══ Data section ══
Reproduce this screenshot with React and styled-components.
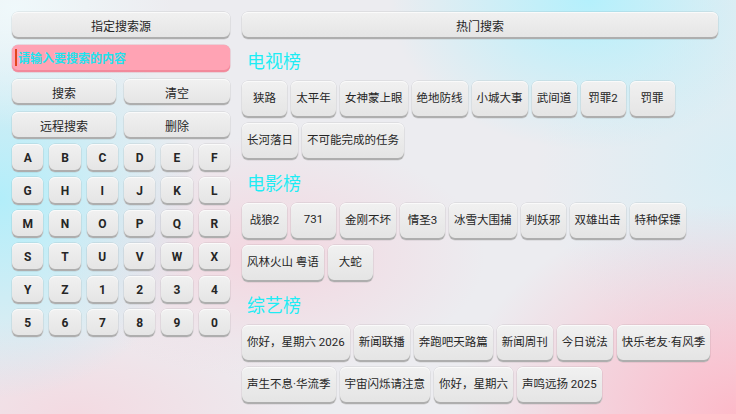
import React from "react"
import styled, { createGlobalStyle } from "styled-components"

const GlobalStyle = createGlobalStyle`
  html, body {
    margin: 0;
    padding: 0;
  }
  body {
    font-family: Roboto, "Noto Sans CJK SC", sans-serif;
  }
`

const Screen = styled.div`
  width: 736px;
  height: 414px;
  overflow: hidden;
  box-sizing: border-box;
  display: flex;
  gap: 12px;
  padding: 12px 18px 0 12px;
  background:
    radial-gradient(ellipse 160px 120px at 2% 2%, rgba(240, 250, 252, 0.9), rgba(240, 250, 252, 0) 100%),
    radial-gradient(ellipse 200px 200px at 0% 48%, rgba(178, 238, 250, 1), rgba(178, 238, 250, 0) 100%),
    radial-gradient(ellipse 200px 150px at 80% 0%, rgba(180, 240, 252, 1), rgba(180, 240, 252, 0) 100%),
    radial-gradient(ellipse 280px 210px at 100% 100%, rgba(252, 184, 200, 1), rgba(252, 184, 200, 0) 100%),
    radial-gradient(ellipse 220px 120px at 36% 62%, rgba(244, 212, 222, 0.9), rgba(244, 212, 222, 0) 100%),
    radial-gradient(ellipse 240px 100px at 10% 100%, rgba(244, 216, 224, 0.9), rgba(244, 216, 224, 0) 100%),
    radial-gradient(ellipse 200px 200px at 100% 40%, rgba(212, 238, 246, 0.8), rgba(212, 238, 246, 0) 100%),
    #ececf0;
`

const LeftPanel = styled.div`
  width: 218px;
  flex: none;
  display: flex;
  flex-direction: column;
`

const RightPanel = styled.div`
  width: 476px;
  flex: none;
  display: flex;
  flex-direction: column;
`

const Button = styled.button`
  box-sizing: border-box;
  height: ${(p) => p.$h || 27}px;
  margin: 0;
  padding: 0 4px;
  border: none;
  border-radius: 6px;
  background: linear-gradient(#f1f1f1, #e4e4e4);
  box-shadow:
    inset 0 1px 0 #fafafa,
    inset 0 -2px 0 #aeaeae,
    0 0 0 0.5px rgba(0, 0, 0, 0.12);
  color: #262626;
  font-family: Roboto, "Noto Sans CJK SC", sans-serif;
  font-size: 12px;
  font-weight: ${(p) => (p.$bold ? 700 : 400)};
  display: flex;
  align-items: center;
  justify-content: center;
  cursor: pointer;
`

const SearchInput = styled.div`
  box-sizing: border-box;
  height: 27px;
  margin-top: 6px;
  border-radius: 6px;
  background: #ffa3b4;
  box-shadow: inset 0 -2px 0 #f2899b, 0 0 0 0.5px rgba(220, 100, 120, 0.4);
  display: flex;
  align-items: center;
  padding: 0 0 2px 3px;
`

const Caret = styled.span`
  width: 2px;
  height: 17px;
  background: #e2461e;
  flex: none;
`

const Placeholder = styled.span`
  font-family: "Noto Sans CJK SC", sans-serif;
  font-size: 12px;
  font-weight: 700;
  color: #21e2ee;
  margin-left: 1px;
`

const ButtonPair = styled.div`
  display: grid;
  grid-template-columns: 104px 106px;
  column-gap: 8px;
  margin-top: ${(p) => p.$top}px;
`

const KeyGrid = styled.div`
  display: grid;
  grid-template-columns: repeat(6, 1fr);
  grid-auto-rows: 28px;
  column-gap: 6px;
  row-gap: 5px;
  margin-top: 5px;
`

const Heading = styled.h2`
  margin: ${(p) => p.$top}px 0 9px 5px;
  height: 24px;
  line-height: 24px;
  font-family: "Noto Sans CJK SC", sans-serif;
  font-size: 18px;
  font-weight: 400;
  color: #1eecf4;
`

const TagWrap = styled.div`
  display: flex;
  flex-wrap: wrap;
  gap: 5px 4px;
`

const Tag = styled(Button)`
  height: 37px;
  min-width: 45px;
  padding: 0 5px 6px;
  font-size: 11.5px;
  white-space: nowrap;
`

const keys = "ABCDEFGHIJKLMNOPQRSTUVWXYZ1234567890".split("")

const sections = [
  {
    title: "电视榜",
    top: 9,
    items: ["狭路", "太平年", "女神蒙上眼", "绝地防线", "小城大事", "武间道", "罚罪2", "罚罪", "长河落日", "不可能完成的任务"],
  },
  {
    title: "电影榜",
    top: 10,
    items: ["战狼2", "731", "金刚不坏", "情圣3", "冰雪大围捕", "判妖邪", "双雄出击", "特种保镖", "风林火山 粤语", "大蛇"],
  },
  {
    title: "综艺榜",
    top: 10,
    items: [
      "你好，星期六 2026",
      "新闻联播",
      "奔跑吧天路篇",
      "新闻周刊",
      "今日说法",
      "快乐老友·有风季",
      "声生不息·华流季",
      "宇宙闪烁请注意",
      "你好，星期六",
      "声鸣远扬 2025",
    ],
  },
]

const App = () => {
  return (
    <Screen>
      <GlobalStyle />
      <LeftPanel>
        <Button>指定搜索源</Button>
        <SearchInput>
          <Caret />
          <Placeholder>请输入要搜索的内容</Placeholder>
        </SearchInput>
        <ButtonPair $top={7}>
          <Button $h={26}>搜索</Button>
          <Button $h={26}>清空</Button>
        </ButtonPair>
        <ButtonPair $top={7}>
          <Button>远程搜索</Button>
          <Button>删除</Button>
        </ButtonPair>
        <KeyGrid>
          {keys.map((k) => (
            <Button key={k} $h={28} $bold>
              {k}
            </Button>
          ))}
        </KeyGrid>
      </LeftPanel>
      <RightPanel>
        <Button>热门搜索</Button>
        {sections.map((s) => (
          <React.Fragment key={s.title}>
            <Heading $top={s.top}>{s.title}</Heading>
            <TagWrap>
              {s.items.map((t) => (
                <Tag key={t}>{t}</Tag>
              ))}
            </TagWrap>
          </React.Fragment>
        ))}
      </RightPanel>
    </Screen>
  )
}

export default App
═══
◆ What is asked ◆
Print out the whole of the material word for word, without pictures.

◆ Exercise result ◆
Reproduce this screenshot with React and styled-components.
import React from "react"
import styled, { createGlobalStyle } from "styled-components"

const GlobalStyle = createGlobalStyle`
  html, body {
    margin: 0;
    padding: 0;
  }
  body {
    font-family: Roboto, "Noto Sans CJK SC", sans-serif;
  }
`

const Screen = styled.div`
  width: 736px;
  height: 414px;
  overflow: hidden;
  box-sizing: border-box;
  display: flex;
  gap: 12px;
  padding: 12px 18px 0 12px;
  background:
    radial-gradient(ellipse 160px 120px at 2% 2%, rgba(240, 250, 252, 0.9), rgba(240, 250, 252, 0) 100%),
    radial-gradient(ellipse 200px 200px at 0% 48%, rgba(178, 238, 250, 1), rgba(178, 238, 250, 0) 100%),
    radial-gradient(ellipse 200px 150px at 80% 0%, rgba(180, 240, 252, 1), rgba(180, 240, 252, 0) 100%),
    radial-gradient(ellipse 280px 210px at 100% 100%, rgba(252, 184, 200, 1), rgba(252, 184, 200, 0) 100%),
    radial-gradient(ellipse 220px 120px at 36% 62%, rgba(244, 212, 222, 0.9), rgba(244, 212, 222, 0) 100%),
    radial-gradient(ellipse 240px 100px at 10% 100%, rgba(244, 216, 224, 0.9), rgba(244, 216, 224, 0) 100%),
    radial-gradient(ellipse 200px 200px at 100% 40%, rgba(212, 238, 246, 0.8), rgba(212, 238, 246, 0) 100%),
    #ececf0;
`

const LeftPanel = styled.div`
  width: 218px;
  flex: none;
  display: flex;
  flex-direction: column;
`

const RightPanel = styled.div`
  width: 476px;
  flex: none;
  display: flex;
  flex-direction: column;
`

const Button = styled.button`
  box-sizing: border-box;
  height: ${(p) => p.$h || 27}px;
  margin: 0;
  padding: 0 4px;
  border: none;
  border-radius: 6px;
  background: linear-gradient(#f1f1f1, #e4e4e4);
  box-shadow:
    inset 0 1px 0 #fafafa,
    inset 0 -2px 0 #aeaeae,
    0 0 0 0.5px rgba(0, 0, 0, 0.12);
  color: #262626;
  font-family: Roboto, "Noto Sans CJK SC", sans-serif;
  font-size: 12px;
  font-weight: ${(p) => (p.$bold ? 700 : 400)};
  display: flex;
  align-items: center;
  justify-content: center;
  cursor: pointer;
`

const SearchInput = styled.div`
  box-sizing: border-box;
  height: 27px;
  margin-top: 6px;
  border-radius: 6px;
  background: #ffa3b4;
  box-shadow: inset 0 -2px 0 #f2899b, 0 0 0 0.5px rgba(220, 100, 120, 0.4);
  display: flex;
  align-items: center;
  padding: 0 0 2px 3px;
`

const Caret = styled.span`
  width: 2px;
  height: 17px;
  background: #e2461e;
  flex: none;
`

const Placeholder = styled.span`
  font-family: "Noto Sans CJK SC", sans-serif;
  font-size: 12px;
  font-weight: 700;
  color: #21e2ee;
  margin-left: 1px;
`

const ButtonPair = styled.div`
  display: grid;
  grid-template-columns: 104px 106px;
  column-gap: 8px;
  margin-top: ${(p) => p.$top}px;
`

const KeyGrid = styled.div`
  display: grid;
  grid-template-columns: repeat(6, 1fr);
  grid-auto-rows: 28px;
  column-gap: 6px;
  row-gap: 5px;
  margin-top: 5px;
`

const Heading = styled.h2`
  margin: ${(p) => p.$top}px 0 9px 5px;
  height: 24px;
  line-height: 24px;
  font-family: "Noto Sans CJK SC", sans-serif;
  font-size: 18px;
  font-weight: 400;
  color: #1eecf4;
`

const TagWrap = styled.div`
  display: flex;
  flex-wrap: wrap;
  gap: 5px 4px;
`

const Tag = styled(Button)`
  height: 37px;
  min-width: 45px;
  padding: 0 5px 6px;
  font-size: 11.5px;
  white-space: nowrap;
`

const keys = "ABCDEFGHIJKLMNOPQRSTUVWXYZ1234567890".split("")

const sections = [
  {
    title: "电视榜",
    top: 9,
    items: ["狭路", "太平年", "女神蒙上眼", "绝地防线", "小城大事", "武间道", "罚罪2", "罚罪", "长河落日", "不可能完成的任务"],
  },
  {
    title: "电影榜",
    top: 10,
    items: ["战狼2", "731", "金刚不坏", "情圣3", "冰雪大围捕", "判妖邪", "双雄出击", "特种保镖", "风林火山 粤语", "大蛇"],
  },
  {
    title: "综艺榜",
    top: 10,
    items: [
      "你好，星期六 2026",
      "新闻联播",
      "奔跑吧天路篇",
      "新闻周刊",
      "今日说法",
      "快乐老友·有风季",
      "声生不息·华流季",
      "宇宙闪烁请注意",
      "你好，星期六",
      "声鸣远扬 2025",
    ],
  },
]

const App = () => {
  return (
    <Screen>
      <GlobalStyle />
      <LeftPanel>
        <Button>指定搜索源</Button>
        <SearchInput>
          <Caret />
          <Placeholder>请输入要搜索的内容</Placeholder>
        </SearchInput>
        <ButtonPair $top={7}>
          <Button $h={26}>搜索</Button>
          <Button $h={26}>清空</Button>
        </ButtonPair>
        <ButtonPair $top={7}>
          <Button>远程搜索</Button>
          <Button>删除</Button>
        </ButtonPair>
        <KeyGrid>
          {keys.map((k) => (
            <Button key={k} $h={28} $bold>
              {k}
            </Button>
          ))}
        </KeyGrid>
      </LeftPanel>
      <RightPanel>
        <Button>热门搜索</Button>
        {sections.map((s) => (
          <React.Fragment key={s.title}>
            <Heading $top={s.top}>{s.title}</Heading>
            <TagWrap>
              {s.items.map((t) => (
                <Tag key={t}>{t}</Tag>
              ))}
            </TagWrap>
          </React.Fragment>
        ))}
      </RightPanel>
    </Screen>
  )
}

export default App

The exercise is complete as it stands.